◆ **Description of the task**: Copy exactly the lines from the start of the material through the line with "import React from 'react';". Pictures stay out of the copy.

**** Source material ****

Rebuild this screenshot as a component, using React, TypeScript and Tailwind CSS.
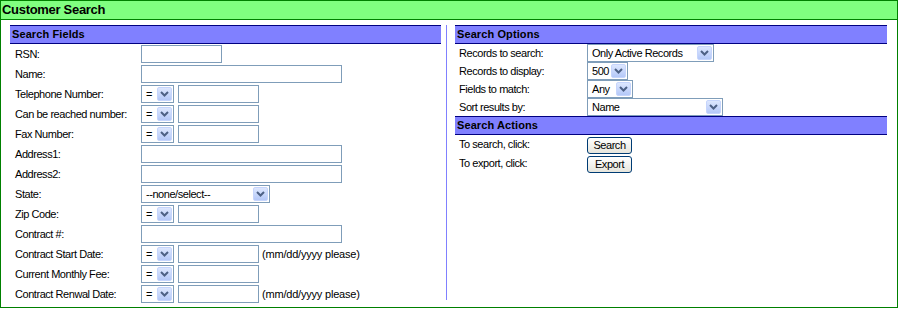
import React from 'react';

function Chevron() {
  return (
    <svg width="9" height="6" viewBox="0 0 9 6" className="block">
      <polyline points="1,1 4.5,4.5 8,1" fill="none" stroke="#4d6185" strokeWidth="2" />
    </svg>
  );
}

function Select({ value, className }: { value: string; className: string }) {
  return (
    <div className={`flex h-[18px] items-center border border-[#7f9db9] bg-white ${className}`}>
      <span className="flex-1 truncate pl-[4px] leading-none">{value}</span>
      <span className="mr-px flex h-[14px] w-[15px] items-center justify-center rounded-[2px] border border-[#c6d5fc] bg-gradient-to-b from-[#dde7fe] to-[#b4c8f8]">
        <Chevron />
      </span>
    </div>
  );
}

function TextBox({ className }: { className: string }) {
  return <div className={`h-[18px] border border-[#7f9db9] bg-white ${className}`} />;
}

function SectionHeader({ title }: { title: string }) {
  return (
    <div className="flex h-[19px] items-center border-y border-[#000080] bg-[#8080ff] pl-[2px] text-[11px] font-bold tracking-[0.1px]">
      {title}
    </div>
  );
}

function Row({ label, children }: { label: string; children: React.ReactNode }) {
  return (
    <div className="flex h-[20px] items-center">
      <div className="w-[131px] pl-[5px]">{label}</div>
      <div className="flex items-center">{children}</div>
    </div>
  );
}

function OpRow({ label, note }: { label: string; note?: boolean }) {
  return (
    <Row label={label}>
      <Select value="=" className="w-[33px]" />
      <TextBox className="ml-[4px] w-[81px]" />
      {note && <span className="ml-[3px] tracking-[-0.2px]">(mm/dd/yyyy please)</span>}
    </Row>
  );
}

function OptRow({ label, children }: { label: string; children: React.ReactNode }) {
  return (
    <div className="flex h-[18px] items-center">
      <div className="w-[132px] pl-[4px]">{label}</div>
      {children}
    </div>
  );
}

function ActionRow({ label, button }: { label: string; button: string }) {
  return (
    <div className="flex h-[19px] items-center">
      <div className="w-[132px] pl-[4px]">{label}</div>
      <button className="mt-px flex h-[17px] w-[45px] items-center justify-center rounded-[3px] border border-[#003c74] bg-gradient-to-b from-white to-[#e6e5dc] text-[11px] leading-none">
        {button}
      </button>
    </div>
  );
}

export default function App() {
  return (
    <div className="h-[308px] w-[898px] border border-[#008000] bg-white font-['Liberation_Sans',Arial,sans-serif] text-[11px] tracking-[-0.45px] text-black">
      {/* Title bar */}
      <div className="flex h-[19px] items-center border-b border-[#008000] bg-[#80ff80] pl-[1px] text-[13px] font-bold tracking-[-0.3px]">
        Customer Search
      </div>

      <div className="flex pl-[9px] pr-[10px] pt-[5px]">
        {/* Search fields */}
        <div className="w-[431px]">
          <SectionHeader title="Search Fields" />
          <Row label="RSN:">
            <TextBox className="w-[81px]" />
          </Row>
          <Row label="Name:">
            <TextBox className="w-[201px]" />
          </Row>
          <OpRow label="Telephone Number:" />
          <OpRow label="Can be reached number:" />
          <OpRow label="Fax Number:" />
          <Row label="Address1:">
            <TextBox className="w-[201px]" />
          </Row>
          <Row label="Address2:">
            <TextBox className="w-[201px]" />
          </Row>
          <Row label="State:">
            <Select value="--none/select--" className="w-[129px]" />
          </Row>
          <OpRow label="Zip Code:" />
          <Row label="Contract #:">
            <TextBox className="w-[201px]" />
          </Row>
          <OpRow label="Contract Start Date:" note />
          <OpRow label="Current Monthly Fee:" />
          <OpRow label="Contract Renwal Date:" note />
        </div>

        {/* Divider */}
        <div className="mb-[4px] ml-[5px] mr-[8px] w-px bg-[#8080ff]" />

        {/* Options and actions */}
        <div className="w-[432px]">
          <SectionHeader title="Search Options" />
          <OptRow label="Records to search:">
            <Select value="Only Active Records" className="w-[127px]" />
          </OptRow>
          <OptRow label="Records to display:">
            <Select value="500" className="w-[41px]" />
          </OptRow>
          <OptRow label="Fields to match:">
            <Select value="Any" className="w-[46px]" />
          </OptRow>
          <OptRow label="Sort results by:">
            <Select value="Name" className="w-[136px]" />
          </OptRow>
          <SectionHeader title="Search Actions" />
          <ActionRow label="To search, click:" button="Search" />
          <ActionRow label="To export, click:" button="Export" />
        </div>
      </div>
    </div>
  );
}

****

◆ **Expected output**:
Rebuild this screenshot as a component, using React, TypeScript and Tailwind CSS.
import React from 'react';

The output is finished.